Given data ->
(begin)

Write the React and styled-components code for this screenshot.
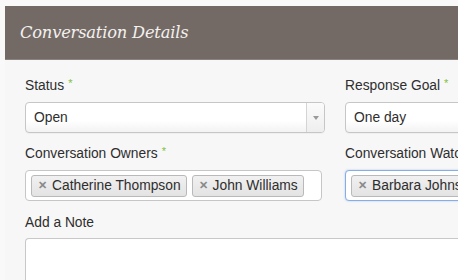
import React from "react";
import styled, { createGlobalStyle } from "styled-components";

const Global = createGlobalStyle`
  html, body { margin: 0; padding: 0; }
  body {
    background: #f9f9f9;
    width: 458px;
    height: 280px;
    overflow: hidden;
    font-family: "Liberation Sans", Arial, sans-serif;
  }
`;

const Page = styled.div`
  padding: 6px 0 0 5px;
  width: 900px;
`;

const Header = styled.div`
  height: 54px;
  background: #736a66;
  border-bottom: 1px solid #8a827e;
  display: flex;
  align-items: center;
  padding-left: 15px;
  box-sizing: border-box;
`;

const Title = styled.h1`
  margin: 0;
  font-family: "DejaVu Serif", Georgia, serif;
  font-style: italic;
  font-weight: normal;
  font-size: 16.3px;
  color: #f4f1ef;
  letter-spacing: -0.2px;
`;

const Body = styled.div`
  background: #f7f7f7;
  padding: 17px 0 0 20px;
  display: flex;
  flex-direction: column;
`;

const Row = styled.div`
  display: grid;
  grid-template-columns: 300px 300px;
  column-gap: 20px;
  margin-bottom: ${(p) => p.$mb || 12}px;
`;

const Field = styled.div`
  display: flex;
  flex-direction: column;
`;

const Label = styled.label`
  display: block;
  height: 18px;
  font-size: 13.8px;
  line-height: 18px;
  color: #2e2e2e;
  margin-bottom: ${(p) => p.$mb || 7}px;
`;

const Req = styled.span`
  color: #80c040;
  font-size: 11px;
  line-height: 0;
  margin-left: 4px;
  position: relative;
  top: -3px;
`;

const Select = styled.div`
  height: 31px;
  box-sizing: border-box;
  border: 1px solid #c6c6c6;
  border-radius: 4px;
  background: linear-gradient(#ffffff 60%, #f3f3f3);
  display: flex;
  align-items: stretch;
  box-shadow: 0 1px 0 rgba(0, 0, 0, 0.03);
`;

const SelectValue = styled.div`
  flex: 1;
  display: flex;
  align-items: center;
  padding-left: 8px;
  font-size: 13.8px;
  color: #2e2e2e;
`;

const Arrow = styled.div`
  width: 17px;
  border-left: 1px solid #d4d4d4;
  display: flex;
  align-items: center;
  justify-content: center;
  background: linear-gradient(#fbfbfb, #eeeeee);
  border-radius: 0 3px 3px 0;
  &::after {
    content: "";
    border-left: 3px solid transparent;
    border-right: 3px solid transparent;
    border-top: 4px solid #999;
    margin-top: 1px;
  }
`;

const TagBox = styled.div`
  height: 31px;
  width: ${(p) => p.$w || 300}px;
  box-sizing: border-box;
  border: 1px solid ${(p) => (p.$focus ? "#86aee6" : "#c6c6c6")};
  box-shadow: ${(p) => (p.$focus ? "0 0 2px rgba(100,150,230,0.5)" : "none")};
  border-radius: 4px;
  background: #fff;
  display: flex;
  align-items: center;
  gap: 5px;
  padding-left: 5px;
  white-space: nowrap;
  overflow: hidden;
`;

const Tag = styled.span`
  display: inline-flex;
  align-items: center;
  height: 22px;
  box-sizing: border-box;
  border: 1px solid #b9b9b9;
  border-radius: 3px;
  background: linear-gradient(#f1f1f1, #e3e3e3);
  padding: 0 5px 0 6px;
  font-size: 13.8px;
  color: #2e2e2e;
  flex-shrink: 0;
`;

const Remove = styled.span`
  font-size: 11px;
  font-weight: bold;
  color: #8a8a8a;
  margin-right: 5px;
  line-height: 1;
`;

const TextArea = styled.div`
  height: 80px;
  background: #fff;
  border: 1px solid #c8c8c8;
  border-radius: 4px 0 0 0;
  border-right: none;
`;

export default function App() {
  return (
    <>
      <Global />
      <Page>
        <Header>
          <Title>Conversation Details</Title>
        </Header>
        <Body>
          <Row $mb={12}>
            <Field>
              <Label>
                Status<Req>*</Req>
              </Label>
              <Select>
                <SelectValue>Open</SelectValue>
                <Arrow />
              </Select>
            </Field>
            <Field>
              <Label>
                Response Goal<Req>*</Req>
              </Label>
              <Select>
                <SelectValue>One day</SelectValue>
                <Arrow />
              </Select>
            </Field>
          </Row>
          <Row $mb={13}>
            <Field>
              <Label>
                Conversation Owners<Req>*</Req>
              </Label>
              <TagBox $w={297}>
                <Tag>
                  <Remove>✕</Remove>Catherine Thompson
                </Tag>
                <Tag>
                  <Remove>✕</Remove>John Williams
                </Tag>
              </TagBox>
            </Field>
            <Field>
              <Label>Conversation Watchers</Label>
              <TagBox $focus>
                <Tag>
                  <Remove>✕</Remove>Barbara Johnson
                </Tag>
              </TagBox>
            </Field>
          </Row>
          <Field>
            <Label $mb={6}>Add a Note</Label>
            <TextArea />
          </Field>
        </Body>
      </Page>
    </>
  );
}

(end)

Task statement ->
Which lines above contain the word "components"? Copy each of them.

Output below ->
Write the React and styled-components code for this screenshot.
import styled, { createGlobalStyle } from "styled-components";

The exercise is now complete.